C) Now calculate the batting average for players over their entire careers (all years combined). Only include players with at least 100 at bats, and print the top 5 results.

Show the code
batting3 = pd.read_sql_query('''
SELECT playerId,  
    sum(H+0.0) / sum(AB) AS "Batting Average" 
FROM Batting 
GROUP BY playerId
HAVING sum(AB) >= 100
ORDER BY "Batting Average" desc, playerID 
LIMIT 5''', con)
Markdown(batting3.to_markdown(index=False))
playerID Batting Average
cobbty01 0.366299
barnero01 0.359682
hornsro01 0.358497
jacksjo01 0.355752
meyerle01 0.355509

Grand Question 3

Pick any two baseball teams and compare them using a metric of your choice (average salary, home runs, number of wins, etc). Write an SQL query to get the data you need, then make a graph in Altair to visualize the comparison. What do you learn?

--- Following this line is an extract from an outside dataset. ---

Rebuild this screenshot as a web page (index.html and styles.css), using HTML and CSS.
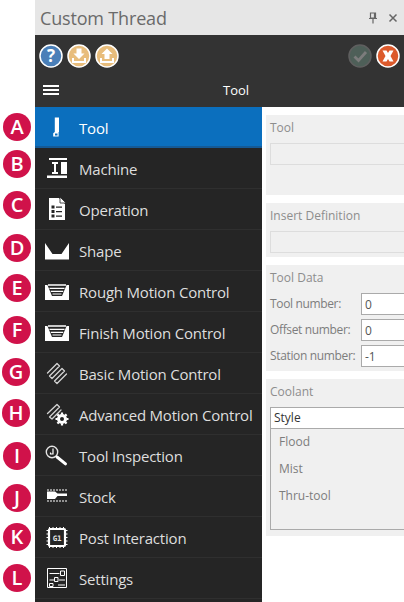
FILE: index.html
```html
<!DOCTYPE html>
<html lang="en">
<head>
<meta charset="utf-8">
<title>Custom Thread</title>
<link rel="stylesheet" href="styles.css">
</head>
<body>
<div class="callouts">
  <span class="badge b-a">A</span><span class="badge b-b">B</span><span class="badge b-c">C</span>
  <span class="badge b-d">D</span><span class="badge b-e">E</span><span class="badge b-f">F</span>
  <span class="badge b-g">G</span><span class="badge b-h">H</span><span class="badge b-i">I</span>
  <span class="badge b-j">J</span><span class="badge b-k">K</span><span class="badge b-l">L</span>
</div>
<main class="window">
  <header class="titlebar">
    <h1 class="title">Custom Thread</h1>
    <div class="winctl">
      <svg width="10" height="12" viewBox="0 0 10 12"><path d="M2.500 1h5v5h-5zM1 6.500h8M5 7v4.500M6.500 1v5" fill="none" stroke="#666" stroke-width="1.200"/></svg>
      <svg width="10" height="10" viewBox="0 0 10 10"><path d="M1.500 1.500l7 7M8.500 1.500l-7 7" stroke="#666" stroke-width="1.500"/></svg>
    </div>
  </header>
  <div class="toolbar">
    <div class="btns">
      <svg class="rb" viewBox="0 0 24 24"><circle cx="12" cy="12" r="11" fill="#4a7fb8" stroke="#fff" stroke-width="1.500"/><text x="12" y="18" class="q">?</text></svg>
      <svg class="rb" viewBox="0 0 24 24"><circle cx="12" cy="12" r="11" fill="#e8bd7c" stroke="#fff" stroke-width="1.500"/><path d="M9.500 4.500h5v5h3L12 15 6.500 9.500h3zM5 14h2v3h10v-3h2v5H5z" fill="#fff"/></svg>
      <svg class="rb" viewBox="0 0 24 24"><circle cx="12" cy="12" r="11" fill="#e8bd7c" stroke="#fff" stroke-width="1.500"/><path d="M9.500 15h5v-5h3L12 4.500 6.500 10h3zM5 14h2v3h10v-3h2v5H5z" fill="#fff"/></svg>
    </div>
    <div class="btns">
      <svg class="rb" viewBox="0 0 24 24"><circle cx="12" cy="12" r="11" fill="#4e5f58" stroke="#5f5f5f" stroke-width="1.500"/><path d="M6.500 12.500l4 4 7.500-8.500" fill="none" stroke="#7c7c7c" stroke-width="2.800"/></svg>
      <svg class="rb" viewBox="0 0 24 24"><circle cx="12" cy="12" r="11" fill="#dc5a2c" stroke="#fff" stroke-width="1.500"/><path d="M6.500 6.500h4L12 9l1.500-2.500h4L14.500 12l3 5.500h-4L12 15l-1.500 2.500h-4l3-5.500z" fill="#fff"/></svg>
    </div>
  </div>
  <div class="navhead">
    <span class="burger"></span>
    <span class="navtitle">Tool</span>
  </div>
  <div class="body">
    <nav class="nav">
      <a class="item active">
        <span class="ico"><svg width="26" height="26" viewBox="0 0 26 26"><path d="M9.800 2.500H14v14.500h-.4v4.500H8.200v-3.200l1.600-1.300z" fill="#fff"/><path d="M10 18.500h2.500v2H10z" fill="#0b6fbe"/></svg></span>Tool</a>
      <a class="item">
        <span class="ico"><svg width="26" height="26" viewBox="0 0 26 26" fill="#fff"><path d="M4 2h18v2H4zM7 6h6v2h-2v8h2v2H7v-2h2V8H7zM16 6h6v12h-6zM2 19.500h20V22H2z"/></svg></span>Machine</a>
      <a class="item">
        <span class="ico"><svg width="26" height="26" viewBox="0 0 26 26"><path d="M4 1h10l6 6v16H4z" fill="#fff"/><path d="M15 0l6 6h-6z" fill="#fff" stroke="#252525" stroke-width=".8"/><path d="M6.500 8.500h3v3h-3zM6.500 13h3v3h-3zM6.500 17.500h3v3h-3zM11 9.500h6v1.200h-6zM11 14h6v1.200h-6zM11 18.500h6v1.200h-6z" fill="#252525"/></svg></span>Operation</a>
      <a class="item">
        <span class="ico"><svg width="24" height="17" viewBox="0 0 24 17"><path d="M0 0l7.500 11h9L24 0v16.500H0z" fill="#fff"/></svg></span>Shape</a>
      <a class="item">
        <span class="ico"><svg width="24" height="17" viewBox="0 0 24 17"><path d="M0 1h24v15H0z" fill="#fff"/><path d="M2 0h20l-5 12H7z" fill="#252525"/><path d="M3 1h18M4.500 4.300h15M5.800 7.300h12.400" stroke="#fff" stroke-width="1.300"/><path d="M7.500 10h9" stroke="#fff" stroke-width="1"/></svg></span>Rough Motion Control</a>
      <a class="item">
        <span class="ico"><svg width="24" height="17" viewBox="0 0 24 17"><path d="M0 1h24v15H0z" fill="#fff"/><path d="M2 0h20l-5 12H7z" fill="#252525"/><path d="M3 1h18M4.500 4.300h15M5.800 7.300h12.400" stroke="#fff" stroke-width="1.300"/><path d="M7.500 10h9" stroke="#fff" stroke-width="1"/></svg></span>Finish Motion Control</a>
      <a class="item">
        <span class="ico"><svg width="26" height="26" viewBox="0 0 26 26"><path d="M2.500 12L12 2.500 14.500 5l-10 10L7 17.500l10-10L19.500 10l-10 10 2.500 2.500 9.500-9.500" fill="none" stroke="#d4d4d4" stroke-width="1.300" stroke-linejoin="round" stroke-linecap="round"/></svg></span>Basic Motion Control</a>
      <a class="item">
        <span class="ico"><svg width="26" height="26" viewBox="0 0 26 26"><path d="M2.500 11.500L12 2.500 14.500 5l-10 10L7 17l9-9" fill="none" stroke="#d4d4d4" stroke-width="1.300" stroke-linejoin="round" stroke-linecap="round"/><circle cx="17" cy="17" r="3.500" fill="none" stroke="#fff" stroke-width="3"/><path d="M17 10.500v13M10.500 17h13M12.400 12.400l9.200 9.200M21.600 12.400l-9.200 9.200" stroke="#fff" stroke-width="2.200" stroke-dasharray="2 9"/></svg></span>Advanced Motion Control</a>
      <a class="item">
        <span class="ico"><svg width="26" height="26" viewBox="0 0 26 26"><circle cx="7" cy="9" r="5.700" fill="none" stroke="#e4e4e4" stroke-width="1.400"/><path d="M8 5.500v5.500H5.500V9.500" fill="none" stroke="#fff" stroke-width="1.200"/><path d="M12 14l8.500 6.800" stroke="#fff" stroke-width="3" stroke-linecap="round"/></svg></span>Tool Inspection</a>
      <a class="item">
        <span class="ico"><svg width="26" height="26" viewBox="0 0 26 26"><path d="M2 6h20M2 17h20" stroke="#fff" stroke-width="1" stroke-dasharray="2 1"/><path d="M2 7.500h8l2.500 2h9.500v2.500h-9.500l-2.500 3H2z" fill="#fff"/></svg></span>Stock</a>
      <a class="item">
        <span class="ico"><svg width="26" height="26" viewBox="0 0 26 26"><path d="M5 4h14a1 1 0 0 1 1 1v15a1 1 0 0 1-1 1H5a1 1 0 0 1-1-1V5a1 1 0 0 1 1-1z" fill="#252525" stroke="#fff" stroke-width="2.200"/><path d="M4.500 2v21M8 2v21M11.500 2v21M15 2v21M18.500 2v21M1.500 5.500h21M1.500 9h21M1.500 12.500h21M1.500 16h21M1.500 19.500h21" stroke="#fff" stroke-width="1" stroke-dasharray="2.200 16.600"/><text x="12" y="16" class="chip">G1</text></svg></span>Post Interaction</a>
      <a class="item">
        <span class="ico"><svg width="26" height="26" viewBox="0 0 26 26"><g fill="none" stroke="#fff" stroke-width="1"><path d="M2.500 2.500h19v19h-19zM4.500 7.500h10M4.500 14h5M14 14h6M13 19h7"/><path d="M15.500 5h4v4.500h-4zM9.500 11.500H13v4H9.500zM4.500 17.500H8v3H4.500z"/></g></svg></span>Settings</a>
    </nav>
    <section class="content">
      <div class="panel p-tool">
        <div class="ptitle">Tool</div>
        <div class="field"></div>
      </div>
      <div class="panel p-insert">
        <div class="ptitle">Insert Definition</div>
        <div class="field"></div>
      </div>
      <div class="panel p-data">
        <div class="ptitle">Tool Data</div>
        <div class="row"><label>Tool number:</label><span class="input">0</span></div>
        <div class="row"><label>Offset number:</label><span class="input">0</span></div>
        <div class="row"><label>Station number:</label><span class="input">-1</span></div>
      </div>
      <div class="panel p-cool">
        <div class="ptitle">Coolant</div>
        <div class="list">
          <div class="lhead">Style</div>
          <div class="opt">Flood</div>
          <div class="opt">Mist</div>
          <div class="opt">Thru-tool</div>
        </div>
      </div>
    </section>
  </div>
</main>
</body>
</html>
```
FILE: styles.css
```css
* { box-sizing: border-box; }
html, body { margin: 0; height: 100%; }
body {
  width: 404px; height: 602px; overflow: hidden; background: #fff; position: relative;
  font-family: "Open Sans", "Noto Sans", sans-serif; padding-left: 35px;
}
.window { width: 369px; height: 602px; display: flex; flex-direction: column; }
.titlebar { height: 35px; background: #e6e6e6; display: flex; align-items: center; justify-content: space-between; padding: 0 6px 0 5px; flex: none; }
.title { margin: 0; font-size: 18px; font-weight: 400; color: #6a6a6a; letter-spacing: -.17px; }
.winctl { display: flex; align-items: center; gap: 10px; }
.toolbar { height: 37px; background: #333; display: flex; justify-content: space-between; align-items: center; padding: 4px 4px 0 4px; flex: none; }
.btns { display: flex; gap: 4px; }
.rb { width: 24px; height: 24px; display: block; }
.q { font: 700 17px "Open Sans", sans-serif; fill: #fff; text-anchor: middle; }
.navhead { height: 35px; background: #333; display: flex; align-items: center; position: relative; flex: none; padding-left: 8px; }
.burger { width: 16px; height: 10px; border-top: 2px solid #fff; border-bottom: 2px solid #fff; position: relative; }
.burger::after { content: ""; position: absolute; left: 0; right: 0; top: 2px; height: 2px; background: #fff; }
.navtitle { position: absolute; left: 188px; font-size: 13px; color: #fff; }
.body { flex: 1; display: flex; min-height: 0; }
.nav { width: 227px; background: #252525; flex: none; }
.item { height: 41px; padding-top: 2px; display: flex; align-items: center; font-size: 15px; letter-spacing: -.2px; color: #dedede; border-bottom: 1px solid #2f2f2f; }
.item.active { background: #0b6fbe; border-bottom: 2px solid #155a96; color: #fff; }
.ico { width: 44px; padding-left: 10px; display: flex; align-items: center; height: 26px; flex: none; }
.chip { font: 700 7.500px "DejaVu Sans Mono", monospace; fill: #e4e4e4; text-anchor: middle; }
.content { flex: 1; padding: 8px 0 0 4px; display: flex; flex-direction: column; gap: 8px; font-size: 12px; color: #8d8d8d; min-width: 0; }
.panel { background: #f0f0f0; padding: 4px 0 0 4px; }
.p-tool { height: 80px; }
.p-insert { height: 54px; }
.p-data { height: 106px; }
.p-cool { height: 157px; }
.ptitle { height: 24px; line-height: 18px; }
.field { height: 22px; border: 1px solid #ddd; border-right: 0; }
.row { display: flex; height: 26px; align-items: flex-start; color: #7d7d7d; }
.row label { width: 91px; line-height: 22px; white-space: nowrap; letter-spacing: -.35px; }
.input { flex: 1; height: 22px; background: #fff; border: 1px solid #aaa; border-right: 0; line-height: 21px; padding-left: 3px; color: #555; }
.list { height: 123px; border: 1px solid #aaa; border-right: 0; border-top: 0; }
.lhead { height: 22px; background: #fff; border: 1px solid #aaa; border-right: 0; margin-left: -1px; line-height: 20px; padding-left: 3px; color: #333; margin-bottom: -1px; }
.opt { height: 27px; line-height: 27px; padding-left: 8px; color: #7d7d7d; }
.callouts { position: absolute; inset: 0; pointer-events: none; }
.badge { position: absolute; left: 3px; width: 28px; height: 28px; border-radius: 50%; background: #d0124a; color: #fff; font: 600 20px/28px "Open Sans", sans-serif; text-align: center; }
.b-a { top: 113px; } .b-b { top: 150px; } .b-c { top: 191px; } .b-d { top: 234px; }
.b-e { top: 274px; } .b-f { top: 316px; } .b-g { top: 358px; left: 2px; } .b-h { top: 399px; left: 2px; }
.b-i { top: 442px; } .b-j { top: 484px; } .b-k { top: 523px; } .b-l { top: 564px; }
```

I’ve chosen to compare the season-by-season hits of the Chicago Cubs against the Seattle Mariners. I picked the Cubs because I grew up in Chicago and the Cubs are the only team I know about from Chicago, and the Seattle Mariners in honor of the greatest chart-driven documentary series of all time:

History of the Seattle Mariners

Each team is in its main color, with black circles representing the times they won their division and made it to the playoffs

table example
batting4 = pd.read_sql_query('''SELECT name, yearID, H, DivWin
FROM teams 
WHERE name == "Seattle Mariners" 
    OR name == "Chicago Cubs" AND yearID > 1978 
''',con)

MarinersTeam = (alt.Chart(batting4[batting4.name=='Seattle Mariners'])
.encode(x=alt.X('yearID', axis=alt.Axis(title='Year', format='d')),
y = alt.Y('H',axis=alt.Axis(title='How many Hits?'),scale=alt.Scale(domain=(600,1800))))
.properties(title='How do they do?')
.mark_line(color='#005C5C')
)

Playoff = (alt.Chart(batting4[batting4.DivWin == 'Y'])
.encode(x=alt.X('yearID', axis=alt.Axis(title='Year', format='d')),
y = alt.Y('H',axis=alt.Axis(title='How many Hits?'),scale=alt.Scale(domain=(600,1800))))
.properties(title='How do they do?')
.mark_circle(color='black')
)

CubsTeam = (alt.Chart(batting4[batting4.name=='Chicago Cubs'])
.encode(x=alt.X('yearID', axis=alt.Axis(title='Year', format='d')),
y = alt.Y('H',axis=alt.Axis(title='How many Hits per Season?'),scale=alt.Scale(domain=(600, 1800))))
.properties(title='Both Teams are Middle of the Road')
.mark_line(color='red')
)

MarinersTeam + CubsTeam + Playoff

The big drops in 1981 and 1994 are the result of player strikes against the owners. Less games were played that season, which means all teams had less opportunity to get hits. Compared to previous seasons they look really bad, but compared to other teams they were about average. Outside of those strike years, there isn’t much connection between the two teams’s hits over the years. We can judge by the lack of division wins that they were both pretty mediocre through most of the 2010s, and the declining number of hits seems to match it as well.